(Code that builds pages)
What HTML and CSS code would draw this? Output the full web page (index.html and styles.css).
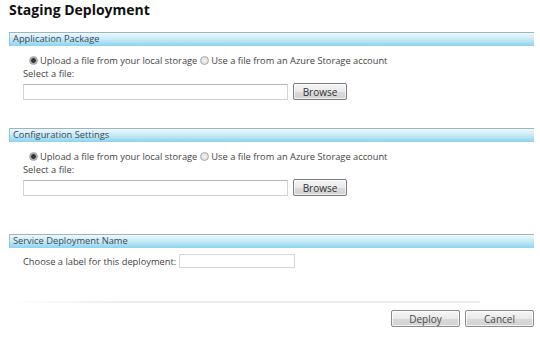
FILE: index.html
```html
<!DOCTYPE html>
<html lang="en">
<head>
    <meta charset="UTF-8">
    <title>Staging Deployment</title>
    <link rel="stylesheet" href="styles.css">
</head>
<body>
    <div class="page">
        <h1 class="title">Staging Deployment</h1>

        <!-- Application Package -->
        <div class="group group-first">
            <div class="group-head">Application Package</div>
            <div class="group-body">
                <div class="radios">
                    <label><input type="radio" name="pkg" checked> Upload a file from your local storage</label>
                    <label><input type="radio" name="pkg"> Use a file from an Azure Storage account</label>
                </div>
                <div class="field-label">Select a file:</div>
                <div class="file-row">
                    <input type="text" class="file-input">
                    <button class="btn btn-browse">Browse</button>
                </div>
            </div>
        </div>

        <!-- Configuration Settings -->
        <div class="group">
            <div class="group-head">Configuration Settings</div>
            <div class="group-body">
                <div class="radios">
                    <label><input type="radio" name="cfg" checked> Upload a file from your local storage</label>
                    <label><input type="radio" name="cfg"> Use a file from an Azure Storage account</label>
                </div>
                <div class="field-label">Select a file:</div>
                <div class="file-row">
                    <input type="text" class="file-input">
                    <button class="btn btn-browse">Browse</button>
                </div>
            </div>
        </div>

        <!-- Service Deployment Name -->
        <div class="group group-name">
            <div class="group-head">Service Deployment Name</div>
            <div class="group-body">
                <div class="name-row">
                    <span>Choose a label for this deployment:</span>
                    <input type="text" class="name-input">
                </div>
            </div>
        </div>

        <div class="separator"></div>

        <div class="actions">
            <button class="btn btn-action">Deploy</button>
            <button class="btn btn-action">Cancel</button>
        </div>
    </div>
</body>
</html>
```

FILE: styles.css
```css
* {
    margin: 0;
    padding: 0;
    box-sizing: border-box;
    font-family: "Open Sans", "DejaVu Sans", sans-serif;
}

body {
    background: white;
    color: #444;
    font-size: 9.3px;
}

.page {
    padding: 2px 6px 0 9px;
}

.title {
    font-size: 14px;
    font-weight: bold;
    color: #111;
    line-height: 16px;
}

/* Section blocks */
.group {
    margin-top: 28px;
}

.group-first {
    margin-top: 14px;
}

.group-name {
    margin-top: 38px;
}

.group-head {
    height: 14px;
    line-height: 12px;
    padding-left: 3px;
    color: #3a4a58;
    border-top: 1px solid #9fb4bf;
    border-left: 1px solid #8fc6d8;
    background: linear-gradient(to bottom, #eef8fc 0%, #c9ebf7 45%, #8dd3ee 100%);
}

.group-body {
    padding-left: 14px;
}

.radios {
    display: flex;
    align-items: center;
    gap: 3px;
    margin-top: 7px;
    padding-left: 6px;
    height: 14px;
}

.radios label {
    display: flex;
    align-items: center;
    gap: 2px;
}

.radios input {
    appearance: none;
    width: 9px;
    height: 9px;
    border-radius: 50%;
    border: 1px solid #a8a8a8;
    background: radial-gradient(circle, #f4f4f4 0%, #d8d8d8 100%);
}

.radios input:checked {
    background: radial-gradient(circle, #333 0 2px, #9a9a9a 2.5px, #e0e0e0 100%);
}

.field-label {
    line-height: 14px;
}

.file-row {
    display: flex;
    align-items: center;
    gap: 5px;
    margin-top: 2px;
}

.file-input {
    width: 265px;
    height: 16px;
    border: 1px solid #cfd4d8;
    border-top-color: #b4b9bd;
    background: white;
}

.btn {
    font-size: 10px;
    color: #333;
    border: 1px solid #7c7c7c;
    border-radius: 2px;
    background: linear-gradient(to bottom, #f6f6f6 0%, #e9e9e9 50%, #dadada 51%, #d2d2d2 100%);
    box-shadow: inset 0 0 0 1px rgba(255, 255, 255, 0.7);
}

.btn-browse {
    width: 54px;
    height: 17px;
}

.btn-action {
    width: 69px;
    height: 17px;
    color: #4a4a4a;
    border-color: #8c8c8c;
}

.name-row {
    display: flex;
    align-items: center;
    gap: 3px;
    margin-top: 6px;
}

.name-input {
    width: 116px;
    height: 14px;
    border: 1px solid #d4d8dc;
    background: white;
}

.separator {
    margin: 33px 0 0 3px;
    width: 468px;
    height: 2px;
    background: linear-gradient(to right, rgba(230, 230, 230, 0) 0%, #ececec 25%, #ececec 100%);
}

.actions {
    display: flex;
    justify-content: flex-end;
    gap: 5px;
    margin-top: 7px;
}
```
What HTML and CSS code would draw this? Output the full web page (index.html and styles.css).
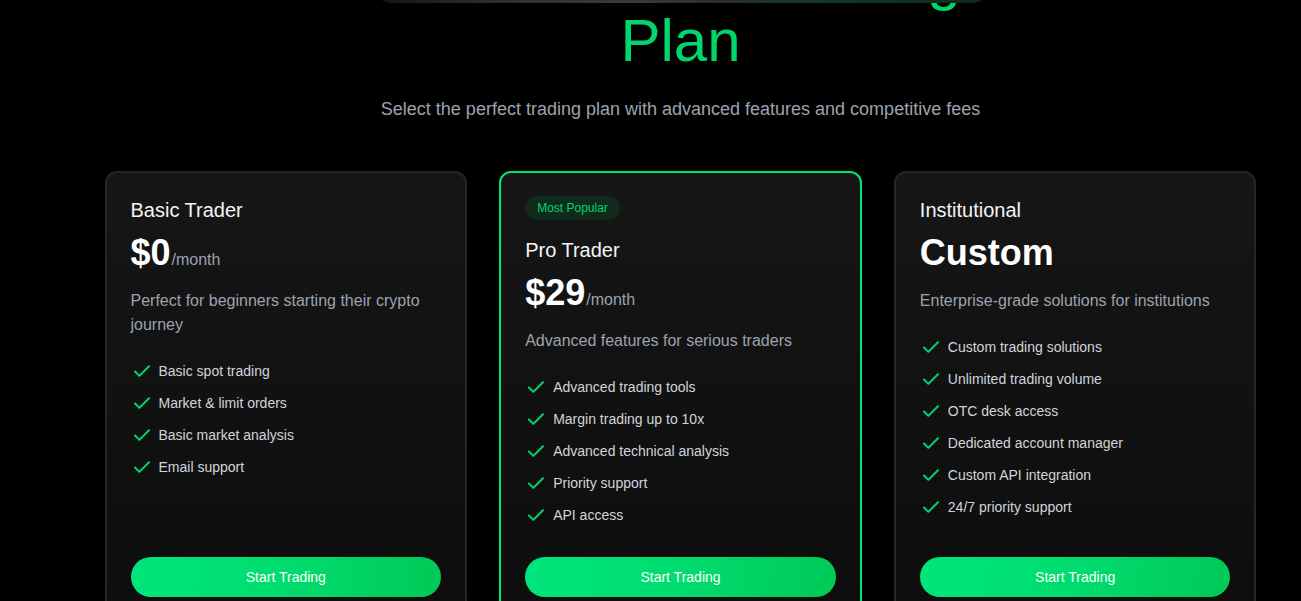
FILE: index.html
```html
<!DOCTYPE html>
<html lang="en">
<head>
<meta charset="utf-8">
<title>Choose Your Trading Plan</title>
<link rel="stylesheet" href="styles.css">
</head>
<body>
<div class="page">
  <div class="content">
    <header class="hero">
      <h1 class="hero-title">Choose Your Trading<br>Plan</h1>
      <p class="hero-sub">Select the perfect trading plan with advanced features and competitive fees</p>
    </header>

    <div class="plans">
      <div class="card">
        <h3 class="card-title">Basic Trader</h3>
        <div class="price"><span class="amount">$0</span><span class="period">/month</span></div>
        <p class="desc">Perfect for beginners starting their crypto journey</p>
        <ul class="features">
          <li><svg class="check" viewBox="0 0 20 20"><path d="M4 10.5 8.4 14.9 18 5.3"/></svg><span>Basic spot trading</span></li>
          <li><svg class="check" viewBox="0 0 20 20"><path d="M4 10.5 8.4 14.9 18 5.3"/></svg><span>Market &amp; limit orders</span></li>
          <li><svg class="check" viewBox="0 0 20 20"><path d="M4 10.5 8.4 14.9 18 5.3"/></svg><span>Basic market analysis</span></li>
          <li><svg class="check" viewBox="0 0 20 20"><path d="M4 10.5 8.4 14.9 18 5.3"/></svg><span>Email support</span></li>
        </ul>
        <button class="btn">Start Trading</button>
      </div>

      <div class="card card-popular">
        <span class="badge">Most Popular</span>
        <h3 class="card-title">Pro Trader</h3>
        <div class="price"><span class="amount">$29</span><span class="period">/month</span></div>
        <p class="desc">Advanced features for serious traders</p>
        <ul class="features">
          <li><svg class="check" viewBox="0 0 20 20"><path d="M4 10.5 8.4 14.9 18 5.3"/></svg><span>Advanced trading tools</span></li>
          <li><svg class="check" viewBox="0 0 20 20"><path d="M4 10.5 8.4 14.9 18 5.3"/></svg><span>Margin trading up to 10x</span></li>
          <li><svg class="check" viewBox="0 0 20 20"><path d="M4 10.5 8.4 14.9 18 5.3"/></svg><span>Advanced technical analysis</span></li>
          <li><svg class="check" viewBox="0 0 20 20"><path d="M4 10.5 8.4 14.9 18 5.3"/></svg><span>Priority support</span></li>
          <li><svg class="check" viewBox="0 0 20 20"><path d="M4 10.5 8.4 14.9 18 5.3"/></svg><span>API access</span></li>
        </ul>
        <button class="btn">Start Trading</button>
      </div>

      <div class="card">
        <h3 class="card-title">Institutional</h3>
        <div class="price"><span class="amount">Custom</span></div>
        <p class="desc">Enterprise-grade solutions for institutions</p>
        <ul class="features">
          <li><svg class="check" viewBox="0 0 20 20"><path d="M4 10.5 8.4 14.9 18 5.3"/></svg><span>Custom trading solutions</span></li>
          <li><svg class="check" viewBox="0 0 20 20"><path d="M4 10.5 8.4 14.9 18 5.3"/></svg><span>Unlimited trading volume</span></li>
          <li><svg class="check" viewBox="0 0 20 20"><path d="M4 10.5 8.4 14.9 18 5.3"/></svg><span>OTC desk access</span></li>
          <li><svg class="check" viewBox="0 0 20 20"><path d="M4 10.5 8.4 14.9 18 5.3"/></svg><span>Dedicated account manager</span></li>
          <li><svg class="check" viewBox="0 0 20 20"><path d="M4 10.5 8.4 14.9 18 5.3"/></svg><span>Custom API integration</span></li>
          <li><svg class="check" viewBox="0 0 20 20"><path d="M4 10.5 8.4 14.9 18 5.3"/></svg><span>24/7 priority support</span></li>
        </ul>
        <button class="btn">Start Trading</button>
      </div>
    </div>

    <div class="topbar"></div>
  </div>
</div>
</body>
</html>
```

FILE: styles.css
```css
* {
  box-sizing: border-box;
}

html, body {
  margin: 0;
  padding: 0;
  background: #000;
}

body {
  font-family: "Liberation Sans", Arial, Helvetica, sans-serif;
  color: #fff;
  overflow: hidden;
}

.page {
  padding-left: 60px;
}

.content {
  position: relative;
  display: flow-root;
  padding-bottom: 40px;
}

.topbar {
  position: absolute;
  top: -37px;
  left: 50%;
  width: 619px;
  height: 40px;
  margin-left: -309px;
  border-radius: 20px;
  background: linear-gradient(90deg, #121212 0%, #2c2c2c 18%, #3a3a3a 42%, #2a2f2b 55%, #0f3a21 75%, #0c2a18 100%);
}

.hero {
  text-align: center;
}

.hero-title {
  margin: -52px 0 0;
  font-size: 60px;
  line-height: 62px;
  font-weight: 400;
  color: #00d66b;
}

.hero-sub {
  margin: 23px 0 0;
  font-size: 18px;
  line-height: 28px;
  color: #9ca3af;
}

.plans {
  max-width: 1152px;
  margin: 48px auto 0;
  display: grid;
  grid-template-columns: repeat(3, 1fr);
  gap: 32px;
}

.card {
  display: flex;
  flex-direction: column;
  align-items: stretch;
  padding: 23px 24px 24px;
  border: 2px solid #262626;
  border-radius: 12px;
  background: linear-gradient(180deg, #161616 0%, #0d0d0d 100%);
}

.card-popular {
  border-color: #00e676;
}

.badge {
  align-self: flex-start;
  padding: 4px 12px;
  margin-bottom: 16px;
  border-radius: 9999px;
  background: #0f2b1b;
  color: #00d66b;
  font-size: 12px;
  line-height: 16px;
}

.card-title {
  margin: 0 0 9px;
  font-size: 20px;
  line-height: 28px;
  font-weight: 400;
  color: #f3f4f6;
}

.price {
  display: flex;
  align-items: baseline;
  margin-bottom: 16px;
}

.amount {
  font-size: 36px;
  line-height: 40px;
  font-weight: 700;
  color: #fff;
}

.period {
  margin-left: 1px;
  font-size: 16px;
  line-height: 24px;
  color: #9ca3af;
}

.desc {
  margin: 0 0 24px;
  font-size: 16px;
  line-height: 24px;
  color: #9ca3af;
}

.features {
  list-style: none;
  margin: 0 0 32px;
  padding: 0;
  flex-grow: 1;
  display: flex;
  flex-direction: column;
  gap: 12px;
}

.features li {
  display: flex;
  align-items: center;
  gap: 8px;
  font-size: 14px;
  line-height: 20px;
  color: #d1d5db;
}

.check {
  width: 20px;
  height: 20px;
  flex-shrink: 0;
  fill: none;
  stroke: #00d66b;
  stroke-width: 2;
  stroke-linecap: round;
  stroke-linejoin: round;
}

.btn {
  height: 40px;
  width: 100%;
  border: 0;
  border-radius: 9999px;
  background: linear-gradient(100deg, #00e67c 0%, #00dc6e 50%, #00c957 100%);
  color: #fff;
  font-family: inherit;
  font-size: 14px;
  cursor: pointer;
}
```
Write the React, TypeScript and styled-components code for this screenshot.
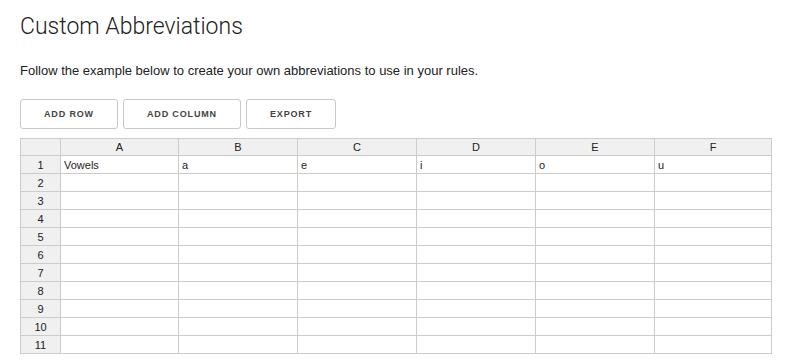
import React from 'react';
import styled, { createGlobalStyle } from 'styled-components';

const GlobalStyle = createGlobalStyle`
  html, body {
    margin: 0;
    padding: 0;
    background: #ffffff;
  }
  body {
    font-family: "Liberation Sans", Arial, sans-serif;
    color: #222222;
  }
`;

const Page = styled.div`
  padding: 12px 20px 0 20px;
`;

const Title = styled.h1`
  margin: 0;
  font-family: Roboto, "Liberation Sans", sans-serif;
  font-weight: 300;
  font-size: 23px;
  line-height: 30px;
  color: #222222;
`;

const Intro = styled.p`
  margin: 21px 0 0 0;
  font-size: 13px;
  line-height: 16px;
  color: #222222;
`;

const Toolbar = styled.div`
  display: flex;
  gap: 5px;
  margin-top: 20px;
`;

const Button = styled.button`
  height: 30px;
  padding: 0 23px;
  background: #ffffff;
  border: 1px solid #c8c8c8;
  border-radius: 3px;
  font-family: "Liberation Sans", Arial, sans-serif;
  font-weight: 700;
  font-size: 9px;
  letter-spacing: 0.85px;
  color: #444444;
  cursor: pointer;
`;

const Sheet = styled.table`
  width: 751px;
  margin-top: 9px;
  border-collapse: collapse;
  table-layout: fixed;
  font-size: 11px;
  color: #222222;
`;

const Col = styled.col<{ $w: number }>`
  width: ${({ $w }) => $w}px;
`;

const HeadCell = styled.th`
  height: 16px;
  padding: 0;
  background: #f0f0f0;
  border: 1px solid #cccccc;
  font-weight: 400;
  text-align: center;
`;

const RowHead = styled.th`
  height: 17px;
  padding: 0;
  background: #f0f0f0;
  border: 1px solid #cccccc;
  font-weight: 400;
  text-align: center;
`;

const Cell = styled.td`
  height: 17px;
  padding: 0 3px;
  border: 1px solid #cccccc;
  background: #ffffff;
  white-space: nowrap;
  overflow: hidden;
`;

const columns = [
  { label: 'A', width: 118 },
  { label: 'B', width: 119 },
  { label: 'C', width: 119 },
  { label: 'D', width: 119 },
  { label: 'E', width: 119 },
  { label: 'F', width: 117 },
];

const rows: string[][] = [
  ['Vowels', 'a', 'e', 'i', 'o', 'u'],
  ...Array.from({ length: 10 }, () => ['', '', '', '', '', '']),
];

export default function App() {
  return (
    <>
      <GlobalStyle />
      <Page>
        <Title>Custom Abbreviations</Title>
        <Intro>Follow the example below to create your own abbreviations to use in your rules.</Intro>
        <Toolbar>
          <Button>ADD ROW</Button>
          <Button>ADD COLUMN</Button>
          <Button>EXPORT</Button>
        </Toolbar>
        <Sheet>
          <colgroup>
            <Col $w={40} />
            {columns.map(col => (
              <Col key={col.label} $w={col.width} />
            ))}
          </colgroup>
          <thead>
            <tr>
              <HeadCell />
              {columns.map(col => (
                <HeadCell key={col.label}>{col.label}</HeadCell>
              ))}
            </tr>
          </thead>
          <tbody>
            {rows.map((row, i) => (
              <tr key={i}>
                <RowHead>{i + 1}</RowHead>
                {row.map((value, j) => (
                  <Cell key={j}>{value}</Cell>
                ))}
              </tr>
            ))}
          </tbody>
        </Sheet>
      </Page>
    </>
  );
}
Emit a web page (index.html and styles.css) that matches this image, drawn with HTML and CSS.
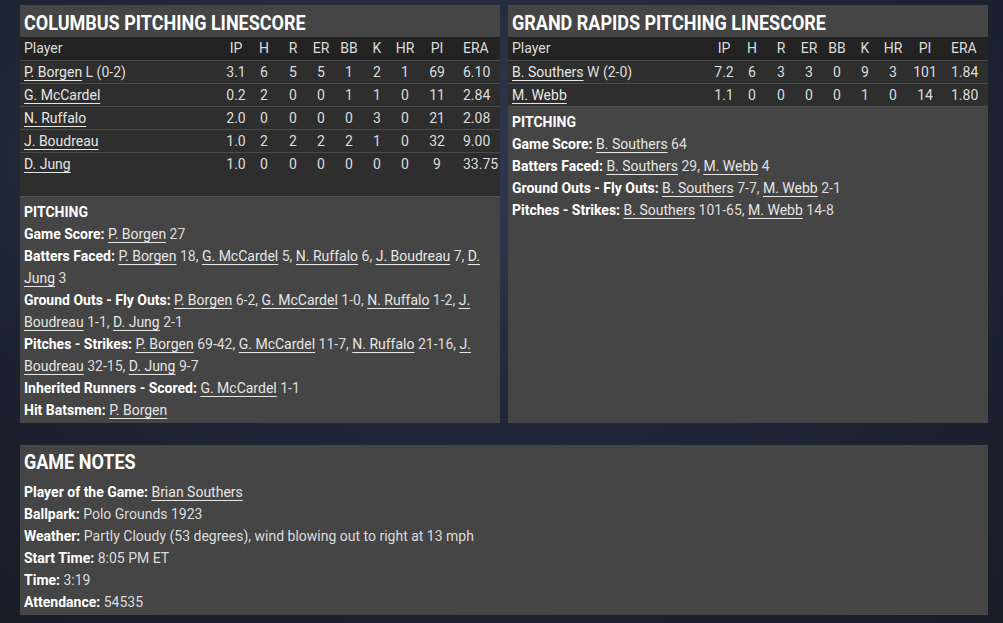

EXERCISE DESCRIPTION: Pull out every line of the records that includes the string "styled".

TASK RESPONSE:
Write the React, TypeScript and styled-components code for this screenshot.
import styled, { createGlobalStyle } from 'styled-components';
const Page = styled.div`
const Title = styled.h1`
const Intro = styled.p`
const Toolbar = styled.div`
const Button = styled.button`
const Sheet = styled.table`
const Col = styled.col<{ $w: number }>`
const HeadCell = styled.th`
const RowHead = styled.th`
const Cell = styled.td`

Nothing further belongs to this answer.